Bono: Well, they're two different approaches to the same problem. Red is a sort of charitable response to the AIDS emergency through red products — red phones — Motorola putting out a red phone, American Express putting out a red card and, GAP doing T-shirts and Armani's involved. And the idea is that some of profits — in fact, a lot of profits made by those items — will go to global fund to fight AIDS.
Now, ONE is a different thing. If RED is a charity, ONE is about justice. ONE is the marching boots inside of what we do. ONE is people in the Midwest like Shane Moore, who's an evangelical soccer mom who is having a watch party for your program tonight — she's unbelievable. Also Green Day, Alicia Keyes. ONE is a big movement of people. It's like the civil rights movement was like in the ’60s, I suppose or the anti-apartheid movement in the ’70s and ’80s — people getting organized. Bill Gates, Tom Brady, NASCAR.
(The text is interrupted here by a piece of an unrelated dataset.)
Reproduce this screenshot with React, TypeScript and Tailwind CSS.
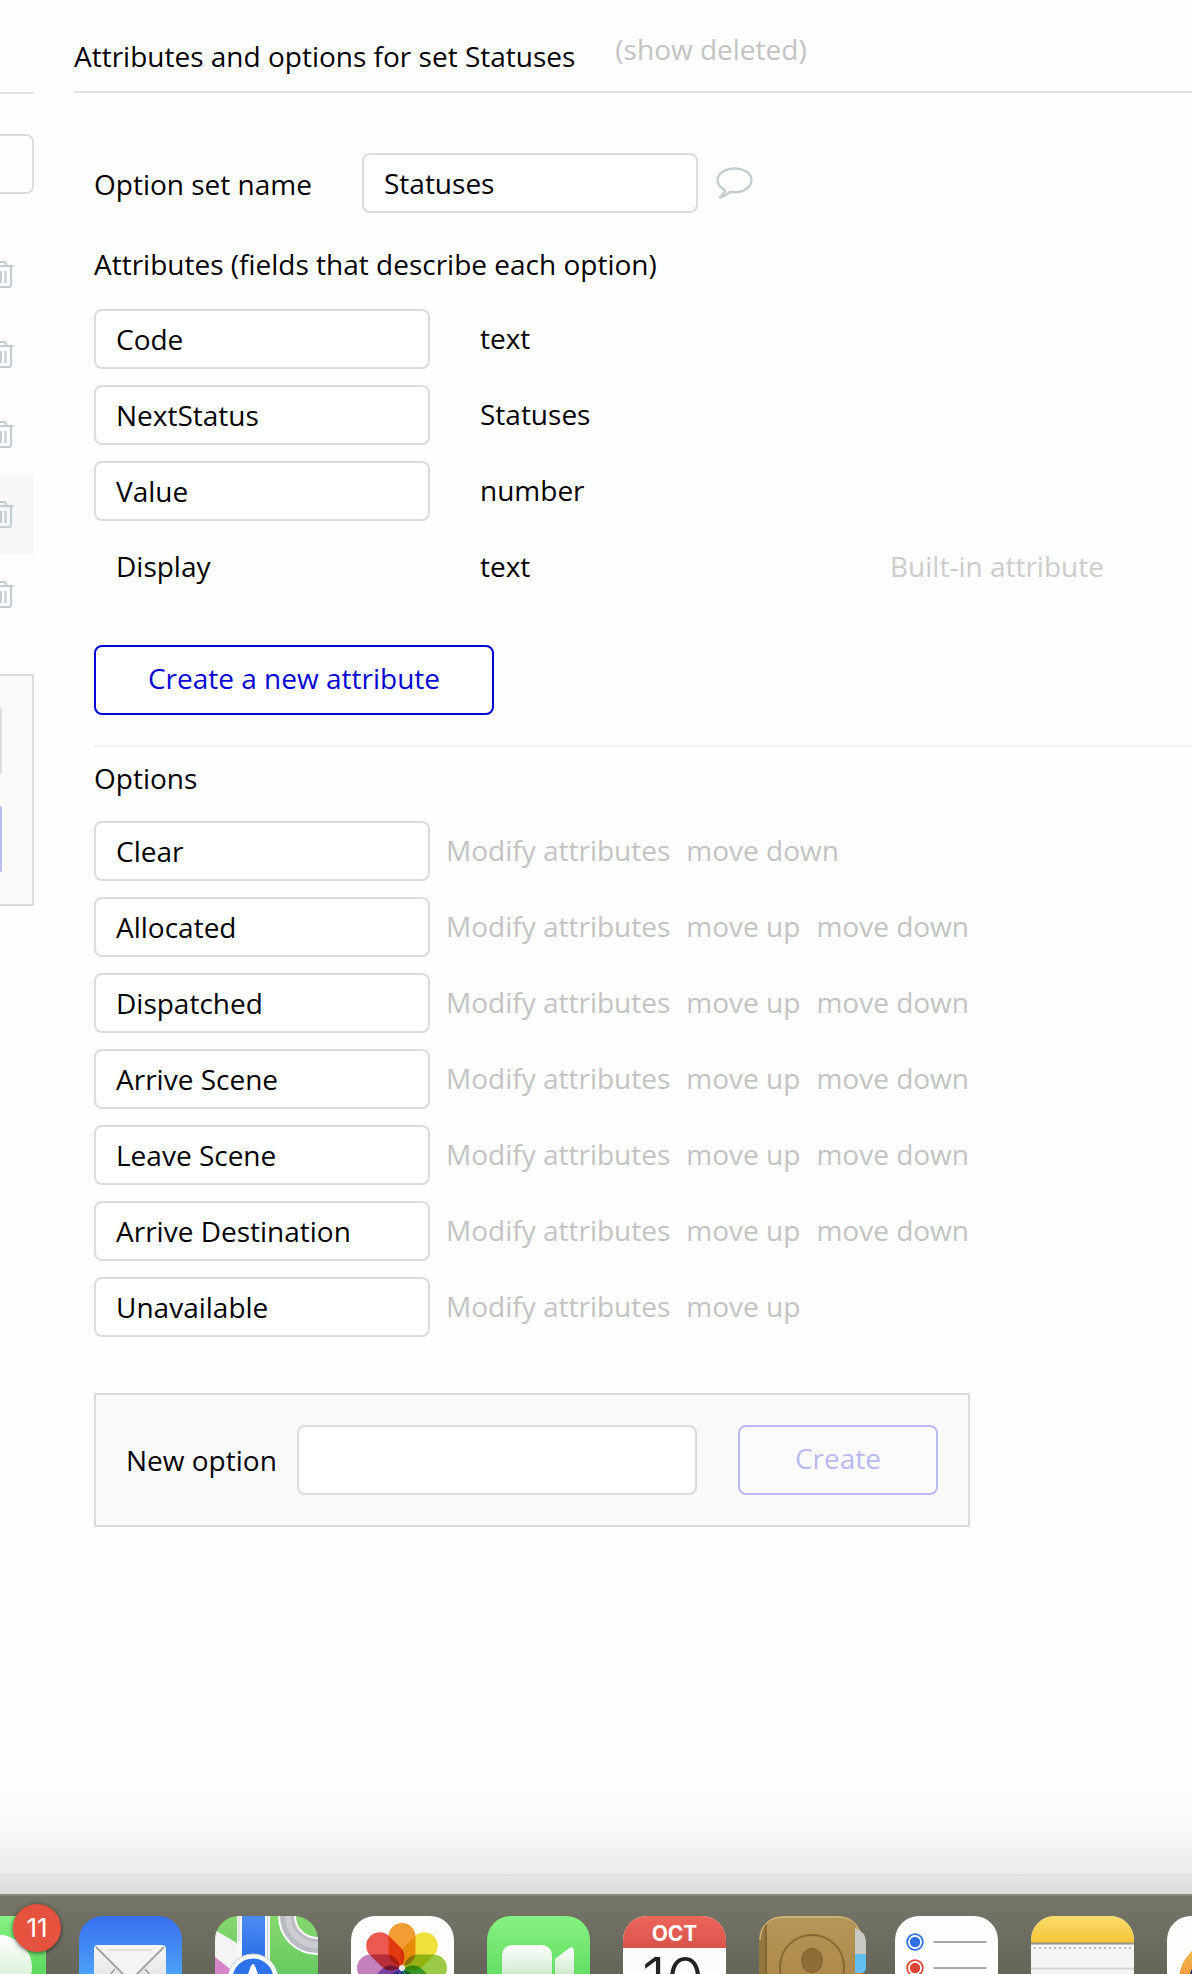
import type { ReactNode } from "react";

type Attribute = { name: string; type: string; builtIn?: boolean };

const attributes: Attribute[] = [
  { name: "Code", type: "text" },
  { name: "NextStatus", type: "Statuses" },
  { name: "Value", type: "number" },
  { name: "Display", type: "text", builtIn: true },
];

const options = [
  "Clear",
  "Allocated",
  "Dispatched",
  "Arrive Scene",
  "Leave Scene",
  "Arrive Destination",
  "Unavailable",
];

const inputClass =
  "h-[60px] w-[336px] rounded-lg border-2 border-[#dcdcdc] bg-white px-5 text-black outline-none";

/* Right-hand half of the bin: the list it belongs to runs off the left edge. */
function TrashIcon() {
  return (
    <svg width="14" height="28" viewBox="0 0 14 28" fill="none" stroke="#c3cdd0" strokeWidth="2.2">
      <path d="M0 6h13.5" />
      <path d="M0 2h4q2 0 2.5 3.5" />
      <path d="M11 6v19q0 2-2 2H0" />
      <path d="M0.500 11v12" strokeWidth="3" />
      <path d="M5.500 11v12" />
    </svg>
  );
}

function CommentIcon() {
  return (
    <svg width="37" height="32" viewBox="0 0 37 32" fill="none" stroke="#c3cdd0" strokeWidth="2.4" strokeLinejoin="round">
      <path d="M19 1.500C28 1.500 35.500 6.500 35.500 13.300S28 25.300 19 25.300c-1.500 0-2.700 0-3.800-.3-1.200-.3-2 .6-3.200 1.500-2.500 2-5 3.300-8 3.800 2.800-2 4.600-4.700 5-7.300C4.500 20.700 1.500 17.600 1.500 13.300 1.500 6.500 9.500 1.500 19 1.500Z" />
    </svg>
  );
}

function Sidebar() {
  return (
    <aside className="w-[34px] shrink-0">
      <div className="h-[94px] border-b-2 border-[#e2e2e2]" />
      <input
        aria-label="Search option sets"
        className="mt-10 block h-[60px] w-full rounded-r-lg border-2 border-l-0 border-[#dcdcdc] outline-none"
      />
      <div className="mt-10">
        {[0, 1, 2, 3, 4].map((i) => (
          <div key={i} className={i === 3 ? "flex h-20 items-center bg-[#f8f8f8]" : "flex h-20 items-center"}>
            <button aria-label="Delete option set">
              <TrashIcon />
            </button>
          </div>
        ))}
      </div>
      <div className="mt-10 border-2 border-l-0 border-[#dcdcdc] bg-[#f9f9f9] py-8">
        <div className="h-[66px] w-0.5 rounded-r-xs bg-[#dcdcdc]" />
        <div className="mt-8 h-[66px] w-0.5 rounded-r-xs bg-[#b9baf0]" />
      </div>
    </aside>
  );
}

function AppTile({ children, label }: { children: ReactNode; label: string }) {
  return (
    <svg className="shrink-0 overflow-visible" width="103" height="103" viewBox="0 0 103 103" role="img" aria-label={label}>
      <defs>
        <clipPath id={`tile-${label}`}>
          <rect width="103" height="103" rx="24" />
        </clipPath>
      </defs>
      <g clipPath={`url(#tile-${label})`}>{children}</g>
    </svg>
  );
}

function Gradient({ id, from, to }: { id: string; from: string; to: string }) {
  return (
    <linearGradient id={id} x1="0" y1="0" x2="0" y2="1">
      <stop offset="0" stopColor={from} />
      <stop offset="1" stopColor={to} />
    </linearGradient>
  );
}

const petals = ["#f59f33", "#f2e23c", "#9ccc48", "#5cbf96", "#7a9fe0", "#9d7fd0", "#c583c0", "#ee5a50"];

function Dock() {
  return (
    <footer className="h-20 shrink-0 overflow-hidden border-t-2 border-[#87877e] bg-linear-to-b from-[#757568] to-[#65655a]">
      <div className="-ml-[57px] flex gap-[33px] pt-5">
        <div className="relative shrink-0">
          <AppTile label="Messages">
            <Gradient id="msg" from="#86f184" to="#3cc63f" />
            <Gradient id="msgb" from="#ffffff" to="#c5e8c2" />
            <rect width="103" height="103" fill="url(#msg)" />
            <ellipse cx="51" cy="51" rx="38" ry="33" fill="url(#msgb)" />
          </AppTile>
          <span className="absolute -top-3 left-[70px] flex size-12 items-center justify-center rounded-full bg-[#e5533f] font-[Inter] text-[26px] leading-none text-white shadow-[0_1px_4px_rgba(0,0,0,0.6)]">
            11
          </span>
        </div>

        <AppTile label="Mail">
          <Gradient id="mail" from="#376ff0" to="#5cc8fa" />
          <Gradient id="env" from="#f7f7f7" to="#dcdcdc" />
          <rect width="103" height="103" fill="url(#mail)" />
          <rect x="15" y="29" width="72" height="50" rx="4" fill="url(#env)" />
          <path d="M16 76 36 53M86 76 66 53" stroke="#999" strokeWidth="1.500" />
          <path d="M17 31 43 57q8 7 16 0L85 31" fill="#f4f4f4" stroke="#a3a3a3" strokeWidth="1.800" />
          <path d="M29 34h44" stroke="#e2e2e2" strokeWidth="2" />
        </AppTile>

        <AppTile label="Maps">
          <Gradient id="grn" from="#86d86f" to="#4dbf55" />
          <Gradient id="road" from="#4c8cf0" to="#1f63e8" />
          <rect width="103" height="103" fill="url(#grn)" />
          <path d="M0 14 22 27 60 60 40 103H0Z" fill="#f4f4f5" />
          <path d="M0 41 24 60v43H0Z" fill="#d884c8" />
          <path d="M22 0h33v60H22Z" fill="#f7f7f7" />
          <path d="M24 0v25M52.500 0v45" stroke="#cfd3da" />
          <rect x="27" width="23" height="60" fill="url(#road)" />
          <circle cx="102" cy="0" r="30" fill="none" stroke="#fff" strokeWidth="18" />
          <circle cx="102" cy="0" r="30" fill="none" stroke="#b9bbc3" strokeWidth="14" />
          <circle cx="102" cy="0" r="29" fill="none" stroke="#cdced4" strokeWidth="6" />
          <circle cx="38" cy="63" r="25" fill="#fff" stroke="#c9ced6" />
          <circle cx="38" cy="63" r="20.500" fill="#2f73ea" />
          <path d="M36 50q2-4 4 0l10 27-12-6-12 6Z" fill="#fff" />
        </AppTile>

        <AppTile label="Photos">
          <rect width="103" height="103" fill="#fdfdfd" />
          {petals.map((color, i) => (
            <rect
              key={color}
              x="37.500"
              y="7"
              width="27"
              height="43"
              rx="13.500"
              fill={color}
              transform={`rotate(${i * 45} 51 52)`}
              className="mix-blend-multiply"
            />
          ))}
          <circle cx="51" cy="52" r="3" fill="#e8e8e8" />
        </AppTile>

        <AppTile label="FaceTime">
          <Gradient id="ft" from="#86f281" to="#4bcf4d" />
          <Gradient id="cam" from="#ffffff" to="#b5dfb2" />
          <rect width="103" height="103" fill="url(#ft)" />
          <rect x="15" y="29" width="50" height="46" rx="10" fill="url(#cam)" />
          <path d="M68 43 81 33q6-4 6 3v32q0 7-6 3L68 61Z" fill="url(#cam)" />
        </AppTile>

        <AppTile label="Calendar">
          <Gradient id="cal" from="#ec655b" to="#d8554c" />
          <rect width="103" height="103" fill="#fcfcfb" />
          <rect width="103" height="32" fill="url(#cal)" />
          <text x="51.500" y="24.500" textAnchor="middle" fontFamily="Inter" fontWeight="700" fontSize="21" fill="#fff">
            OCT
          </text>
          <text x="50" y="86" textAnchor="middle" fontFamily="Inter" fontWeight="300" fontSize="62" fill="#222">
            10
          </text>
        </AppTile>

        <div className="relative shrink-0">
          <svg className="absolute top-0 left-[96px]" width="12" height="103" viewBox="0 0 12 103">
            <path d="M0 12q11 4 11 14v12H0Z" fill="#c9c8c3" />
            <path d="M0 38h11v14q0 4-4 5H0Z" fill="#62bdf0" />
            <path d="M0 57h8q3 1 3 5v20H0Z" fill="#df7d21" />
          </svg>
          <AppTile label="Contacts">
            <Gradient id="book" from="#b6975a" to="#a3803f" />
            <rect width="103" height="103" fill="url(#book)" />
            <rect width="6" height="103" fill="#96763f" />
            <rect x="6" width="2" height="103" fill="#866731" />
            <path d="M1 24Q2 1 25 1h54q22 0 23 23" fill="none" stroke="#d0b47c" strokeWidth="1.500" />
            <circle cx="53" cy="51" r="32" fill="none" stroke="#866830" strokeWidth="2" />
            <ellipse cx="53" cy="44.500" rx="10.500" ry="12" fill="#8e6e34" stroke="#7f602b" />
            <path d="M32 78q3-18 21-18t21 18" fill="#8e6e34" />
          </AppTile>
        </div>

        <AppTile label="Reminders">
          <rect width="103" height="103" fill="#fdfdfc" />
          {[
            { y: 26, color: "#2f6fe8" },
            { y: 52, color: "#de4534" },
            { y: 78, color: "#f0a030" },
          ].map(({ y, color }) => (
            <g key={y}>
              <circle cx="20" cy={y} r="7.800" fill="#fff" stroke={color} strokeWidth="1.800" />
              <circle cx="20" cy={y} r="5.200" fill={color} />
              <path d={`M38.500 ${y}h53`} stroke="#aaaaab" strokeWidth="2" />
            </g>
          ))}
        </AppTile>

        <AppTile label="Notes">
          <Gradient id="note" from="#f9dc6b" to="#f6c438" />
          <rect width="103" height="103" fill="#f5f4f2" />
          <rect width="103" height="27" fill="url(#note)" />
          <path d="M0 27.500h103" stroke="#98948c" strokeWidth="2" />
          <path d="M3 32h100" stroke="#bdbdbd" strokeWidth="2" strokeDasharray="2 3" />
          <path d="M0 52.500h103" stroke="#d5d5d2" strokeWidth="2" />
        </AppTile>

        <AppTile label="Browser">
          <Gradient id="ring" from="#f5c14e" to="#ec6a2d" />
          <rect width="103" height="103" fill="#fdfdfd" />
          <circle cx="51" cy="64" r="39" fill="url(#ring)" />
          <circle cx="53" cy="66" r="31" fill="#0d3355" />
        </AppTile>
      </div>
    </footer>
  );
}

export default function App() {
  return (
    <div className="flex min-h-screen flex-col overflow-hidden bg-[#fefefe] font-['Open_Sans',sans-serif] text-[28px] leading-[38px] text-black">
      <div className="flex">
        <Sidebar />
        <main className="ml-10 min-w-0 flex-1">
          <header className="flex h-[93px] items-start gap-10 border-b-2 border-[#e2e2e2] pt-[30px]">
            <h1 className="mt-[7px]">Attributes and options for set Statuses</h1>
            <button className="text-[#c3c3c3]">(show deleted)</button>
          </header>

          <div className="pt-[60px] pl-5">
            <div className="flex items-center">
              <label htmlFor="set-name" className="w-[268px] pt-0.5">
                Option set name
              </label>
              <input id="set-name" defaultValue="Statuses" className={inputClass} />
              <button aria-label="Add comment" className="ml-[18px]">
                <CommentIcon />
              </button>
            </div>

            <h2 className="mt-8">Attributes (fields that describe each option)</h2>
            <ul className="mt-[26px] flex flex-col gap-4">
              {attributes.map((a) => (
                <li key={a.name} className="grid h-[60px] grid-cols-[386px_410px_1fr] items-center">
                  {a.builtIn ? (
                    <span className="pb-0.5 pl-[22px]">{a.name}</span>
                  ) : (
                    <input aria-label={`Attribute ${a.name}`} defaultValue={a.name} className={inputClass} />
                  )}
                  <span className="pb-0.5">{a.type}</span>
                  {a.builtIn && <span className="pb-0.5 text-[#cccccc]">Built-in attribute</span>}
                </li>
              ))}
            </ul>

            <button className="mt-12 block h-[70px] w-[400px] rounded-lg border-2 border-[#0205d3] bg-white pb-1 text-[#0205d3]">
              Create a new attribute
            </button>

            <section className="mt-[30px] border-t-2 border-[#f2f2f2] pt-3">
              <h2>Options</h2>
              <ul className="mt-6 flex flex-col gap-4">
                {options.map((name, i) => (
                  <li key={name} className="flex items-center gap-4">
                    <input aria-label={`Option ${name}`} defaultValue={name} className={inputClass} />
                    <div className="flex gap-4 pb-0.5 text-[#c3c3c3]">
                      <button>Modify attributes</button>
                      {i > 0 && <button>move up</button>}
                      {i < options.length - 1 && <button>move down</button>}
                    </div>
                  </li>
                ))}
              </ul>
            </section>

            <form className="mt-14 flex w-[876px] items-center border-2 border-[#dcdcdc] bg-[#f9f9f9] p-[30px]">
              <label htmlFor="new-option" className="flex-1">
                New option
              </label>
              <input
                id="new-option"
                className="h-[70px] w-[400px] rounded-lg border-2 border-[#dcdcdc] bg-white px-5 outline-none"
              />
              <button
                type="button"
                disabled
                className="ml-[41px] h-[70px] w-[200px] rounded-lg border-2 border-[#b9baf0] bg-[#fbfbfb] pb-1 text-[#b9baf0]"
              >
                Create
              </button>
            </form>
          </div>
        </main>
      </div>

      <div className="flex-1" />
      <div className="h-24 bg-linear-to-b from-[#fefefe] via-[#f9f9f9] to-[#ebebeb]" />
      <div className="h-5 border-t-2 border-[#dfdfdf] bg-linear-to-b from-[#e7e7e7] to-[#dadada]" />
      <Dock />
    </div>
  );
}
Inevitably, programs like this focus on somebody like me — an easy story to tell. Actually, it's much more and I do want to assure people who are watching this like, "Hey, Honey, there's Bono in Africa again. Everything's going to be all right." Thank God Africa is not dependent on me. The Irish rock star tip of the iceberg with some really exciting stuff happening on the ground, real campaigning. If you sign up with ONE.org, we'll text you every few weeks.
When President Bush's request to increase aid was slashed by the House of Representatives, the Senate got half a million e-mails. That's how people get busy. There's so many people involved in all different sectors of society. Bobby Shriver in L.A. Eunice Shriver, his mother. You know, the sister of JFK, she writes e-mails. It's a broad panoply of characters and influence but you put that together — the soccer moms, student activists, the church vote with corporate America, product RED campaign, now we're on high street, now we're on main street USA, things get interesting.